* **WHAT NEEDS TO BE DONE**
How many lines hold the string "this"? Give only the number.

..............................

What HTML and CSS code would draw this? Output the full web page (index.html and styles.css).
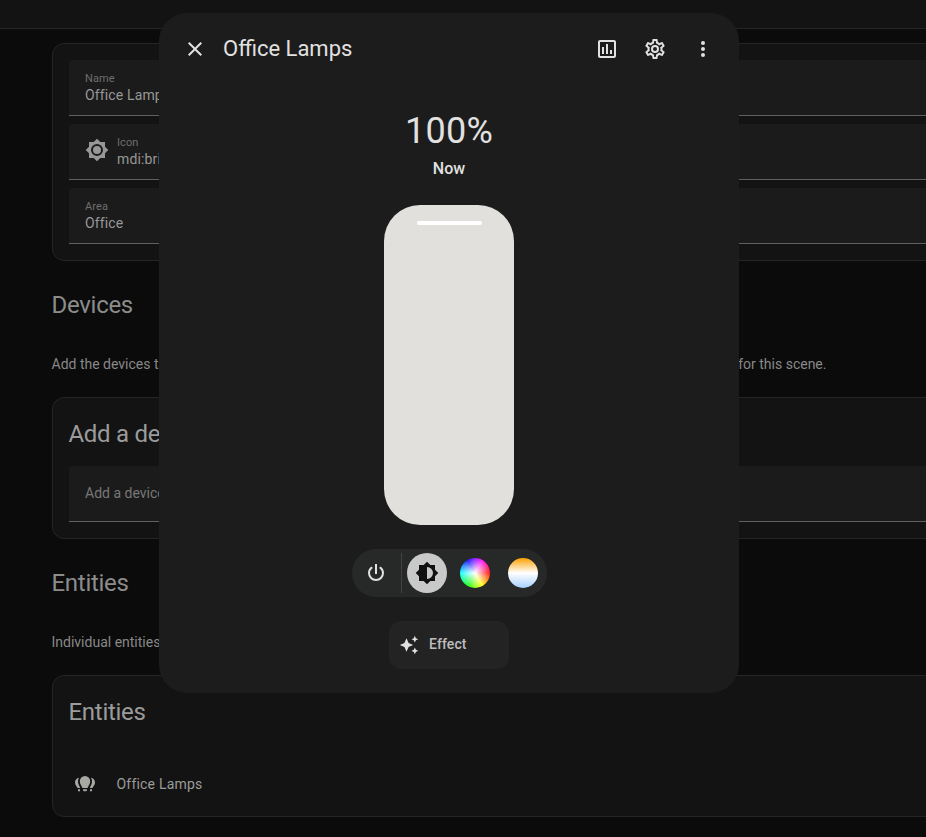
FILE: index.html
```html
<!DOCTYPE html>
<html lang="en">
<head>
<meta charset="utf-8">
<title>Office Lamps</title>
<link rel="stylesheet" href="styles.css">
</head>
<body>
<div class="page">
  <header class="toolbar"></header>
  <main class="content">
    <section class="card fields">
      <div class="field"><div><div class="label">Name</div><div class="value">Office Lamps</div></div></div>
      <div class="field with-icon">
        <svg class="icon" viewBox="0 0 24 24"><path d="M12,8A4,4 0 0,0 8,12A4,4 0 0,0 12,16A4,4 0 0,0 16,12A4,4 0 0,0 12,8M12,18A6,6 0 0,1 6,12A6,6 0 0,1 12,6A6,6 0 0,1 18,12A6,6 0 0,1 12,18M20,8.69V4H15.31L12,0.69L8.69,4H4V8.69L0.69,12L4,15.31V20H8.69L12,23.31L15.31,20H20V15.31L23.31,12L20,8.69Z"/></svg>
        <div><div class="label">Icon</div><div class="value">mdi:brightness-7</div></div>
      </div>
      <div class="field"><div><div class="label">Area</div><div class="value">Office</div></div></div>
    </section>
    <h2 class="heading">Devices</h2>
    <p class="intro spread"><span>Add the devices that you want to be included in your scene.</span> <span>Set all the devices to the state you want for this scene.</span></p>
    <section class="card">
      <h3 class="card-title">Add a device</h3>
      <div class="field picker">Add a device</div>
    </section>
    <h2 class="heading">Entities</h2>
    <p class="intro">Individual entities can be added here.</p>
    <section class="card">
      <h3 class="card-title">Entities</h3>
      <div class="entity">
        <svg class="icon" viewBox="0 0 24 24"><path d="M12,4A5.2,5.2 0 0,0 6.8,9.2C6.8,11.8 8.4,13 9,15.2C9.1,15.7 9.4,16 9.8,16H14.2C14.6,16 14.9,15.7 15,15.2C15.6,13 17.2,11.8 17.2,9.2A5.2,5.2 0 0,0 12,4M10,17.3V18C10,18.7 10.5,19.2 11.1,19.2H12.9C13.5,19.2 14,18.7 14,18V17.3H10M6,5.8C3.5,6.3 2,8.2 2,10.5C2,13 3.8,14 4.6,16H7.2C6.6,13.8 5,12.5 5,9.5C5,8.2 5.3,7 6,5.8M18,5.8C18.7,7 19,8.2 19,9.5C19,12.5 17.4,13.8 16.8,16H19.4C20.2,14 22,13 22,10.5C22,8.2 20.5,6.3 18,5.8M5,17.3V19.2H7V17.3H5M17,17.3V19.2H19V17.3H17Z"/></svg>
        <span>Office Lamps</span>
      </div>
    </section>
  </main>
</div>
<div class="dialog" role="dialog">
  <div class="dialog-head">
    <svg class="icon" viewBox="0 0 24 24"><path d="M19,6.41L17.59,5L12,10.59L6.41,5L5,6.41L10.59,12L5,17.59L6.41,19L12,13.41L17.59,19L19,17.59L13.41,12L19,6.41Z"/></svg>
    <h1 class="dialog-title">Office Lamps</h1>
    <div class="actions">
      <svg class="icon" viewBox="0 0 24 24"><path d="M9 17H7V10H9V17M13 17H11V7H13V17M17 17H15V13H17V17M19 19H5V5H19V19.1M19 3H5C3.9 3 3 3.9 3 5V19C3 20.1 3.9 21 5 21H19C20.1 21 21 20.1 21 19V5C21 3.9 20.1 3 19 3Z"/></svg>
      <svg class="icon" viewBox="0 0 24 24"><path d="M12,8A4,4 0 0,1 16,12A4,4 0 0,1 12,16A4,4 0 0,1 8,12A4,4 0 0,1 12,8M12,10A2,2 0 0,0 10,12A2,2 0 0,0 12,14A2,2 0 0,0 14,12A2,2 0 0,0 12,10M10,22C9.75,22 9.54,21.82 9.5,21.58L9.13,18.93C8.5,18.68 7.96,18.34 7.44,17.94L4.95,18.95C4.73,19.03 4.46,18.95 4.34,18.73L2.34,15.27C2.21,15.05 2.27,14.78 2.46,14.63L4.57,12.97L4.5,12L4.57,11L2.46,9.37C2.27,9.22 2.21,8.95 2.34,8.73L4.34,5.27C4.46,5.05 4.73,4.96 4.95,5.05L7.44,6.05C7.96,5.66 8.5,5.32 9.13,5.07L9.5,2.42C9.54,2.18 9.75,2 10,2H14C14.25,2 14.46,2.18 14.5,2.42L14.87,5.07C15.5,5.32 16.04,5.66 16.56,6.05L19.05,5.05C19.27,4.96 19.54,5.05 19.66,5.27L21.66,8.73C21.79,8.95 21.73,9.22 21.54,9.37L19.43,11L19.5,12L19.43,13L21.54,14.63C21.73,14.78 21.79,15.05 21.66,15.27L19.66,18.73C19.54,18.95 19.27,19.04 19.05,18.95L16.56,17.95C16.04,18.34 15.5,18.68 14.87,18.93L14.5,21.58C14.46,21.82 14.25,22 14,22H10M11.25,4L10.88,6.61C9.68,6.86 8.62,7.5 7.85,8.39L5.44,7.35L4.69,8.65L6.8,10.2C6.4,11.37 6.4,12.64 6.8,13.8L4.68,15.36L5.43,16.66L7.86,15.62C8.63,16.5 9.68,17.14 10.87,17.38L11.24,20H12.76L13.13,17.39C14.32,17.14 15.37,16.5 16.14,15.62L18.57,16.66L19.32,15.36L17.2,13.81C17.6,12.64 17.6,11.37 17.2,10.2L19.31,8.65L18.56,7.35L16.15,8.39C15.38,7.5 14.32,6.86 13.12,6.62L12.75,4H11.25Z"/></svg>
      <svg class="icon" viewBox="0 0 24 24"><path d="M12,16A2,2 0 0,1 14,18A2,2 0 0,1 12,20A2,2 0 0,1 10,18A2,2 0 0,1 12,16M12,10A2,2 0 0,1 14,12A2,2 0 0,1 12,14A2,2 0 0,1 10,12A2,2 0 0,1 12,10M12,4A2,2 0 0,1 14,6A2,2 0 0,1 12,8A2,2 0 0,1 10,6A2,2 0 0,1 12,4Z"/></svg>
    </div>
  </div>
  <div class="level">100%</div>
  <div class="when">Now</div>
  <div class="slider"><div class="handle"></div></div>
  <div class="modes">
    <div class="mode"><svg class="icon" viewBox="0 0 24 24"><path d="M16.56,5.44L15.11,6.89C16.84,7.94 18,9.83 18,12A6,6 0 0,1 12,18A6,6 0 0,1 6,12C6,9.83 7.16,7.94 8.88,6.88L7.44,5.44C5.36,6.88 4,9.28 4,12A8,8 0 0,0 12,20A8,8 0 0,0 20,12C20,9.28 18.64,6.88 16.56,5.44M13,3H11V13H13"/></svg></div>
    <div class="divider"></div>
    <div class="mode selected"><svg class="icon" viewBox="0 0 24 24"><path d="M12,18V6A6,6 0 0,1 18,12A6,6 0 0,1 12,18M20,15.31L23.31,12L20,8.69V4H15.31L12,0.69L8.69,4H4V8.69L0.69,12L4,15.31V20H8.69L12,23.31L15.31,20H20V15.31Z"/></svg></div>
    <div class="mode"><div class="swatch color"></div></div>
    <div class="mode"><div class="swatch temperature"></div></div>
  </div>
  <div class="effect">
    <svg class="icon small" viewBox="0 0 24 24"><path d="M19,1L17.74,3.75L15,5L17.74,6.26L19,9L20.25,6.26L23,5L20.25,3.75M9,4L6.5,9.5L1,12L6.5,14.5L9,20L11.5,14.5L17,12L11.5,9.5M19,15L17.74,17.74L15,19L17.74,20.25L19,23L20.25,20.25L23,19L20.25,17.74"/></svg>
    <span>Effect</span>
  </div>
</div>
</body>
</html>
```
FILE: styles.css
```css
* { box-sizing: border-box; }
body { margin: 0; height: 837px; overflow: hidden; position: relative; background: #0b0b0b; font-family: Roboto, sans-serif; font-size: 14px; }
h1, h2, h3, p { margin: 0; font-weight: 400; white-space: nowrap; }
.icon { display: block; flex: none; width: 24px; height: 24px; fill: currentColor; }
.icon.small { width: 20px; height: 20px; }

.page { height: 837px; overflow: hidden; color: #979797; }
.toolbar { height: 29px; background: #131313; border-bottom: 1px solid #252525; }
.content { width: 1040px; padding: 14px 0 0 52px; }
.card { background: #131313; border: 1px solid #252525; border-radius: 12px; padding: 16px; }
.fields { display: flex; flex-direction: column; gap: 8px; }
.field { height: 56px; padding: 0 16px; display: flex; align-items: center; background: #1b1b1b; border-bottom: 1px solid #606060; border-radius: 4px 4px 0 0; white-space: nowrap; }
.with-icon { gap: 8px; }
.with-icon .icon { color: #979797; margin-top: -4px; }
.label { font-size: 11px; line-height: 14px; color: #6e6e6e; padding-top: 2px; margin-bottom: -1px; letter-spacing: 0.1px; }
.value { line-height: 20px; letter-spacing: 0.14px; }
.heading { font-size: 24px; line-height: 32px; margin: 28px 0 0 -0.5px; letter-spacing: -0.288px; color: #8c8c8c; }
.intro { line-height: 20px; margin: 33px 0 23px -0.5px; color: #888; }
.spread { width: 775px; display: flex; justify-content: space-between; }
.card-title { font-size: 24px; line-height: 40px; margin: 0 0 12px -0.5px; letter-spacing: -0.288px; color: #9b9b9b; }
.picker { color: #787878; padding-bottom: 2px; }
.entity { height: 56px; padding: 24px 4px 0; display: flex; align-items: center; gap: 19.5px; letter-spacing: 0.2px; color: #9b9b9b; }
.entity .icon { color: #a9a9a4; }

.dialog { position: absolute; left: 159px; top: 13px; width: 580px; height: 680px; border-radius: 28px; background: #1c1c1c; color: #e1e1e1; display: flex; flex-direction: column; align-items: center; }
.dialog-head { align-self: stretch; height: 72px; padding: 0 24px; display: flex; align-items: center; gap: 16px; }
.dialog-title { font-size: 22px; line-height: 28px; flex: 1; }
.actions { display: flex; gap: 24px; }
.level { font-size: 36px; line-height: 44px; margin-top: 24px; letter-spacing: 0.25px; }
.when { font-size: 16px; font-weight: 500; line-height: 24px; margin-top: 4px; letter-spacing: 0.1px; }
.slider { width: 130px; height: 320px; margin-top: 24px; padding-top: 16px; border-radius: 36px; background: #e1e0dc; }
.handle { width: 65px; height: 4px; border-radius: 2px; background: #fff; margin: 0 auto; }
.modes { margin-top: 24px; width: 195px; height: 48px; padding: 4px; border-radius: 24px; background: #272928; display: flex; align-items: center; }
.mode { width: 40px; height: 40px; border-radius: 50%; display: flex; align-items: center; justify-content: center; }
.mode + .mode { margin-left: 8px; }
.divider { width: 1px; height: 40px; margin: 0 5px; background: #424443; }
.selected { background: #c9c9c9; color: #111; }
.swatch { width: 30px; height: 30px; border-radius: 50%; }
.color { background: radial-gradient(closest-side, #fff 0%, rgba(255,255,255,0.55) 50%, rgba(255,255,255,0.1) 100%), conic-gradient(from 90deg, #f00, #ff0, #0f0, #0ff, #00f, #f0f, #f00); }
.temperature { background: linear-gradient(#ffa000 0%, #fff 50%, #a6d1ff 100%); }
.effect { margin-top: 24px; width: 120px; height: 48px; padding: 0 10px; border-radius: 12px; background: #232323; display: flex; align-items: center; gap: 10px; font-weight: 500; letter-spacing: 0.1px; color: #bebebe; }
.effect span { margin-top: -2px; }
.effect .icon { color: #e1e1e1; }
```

..............................

* **RESPONSE TO THE TASK**
2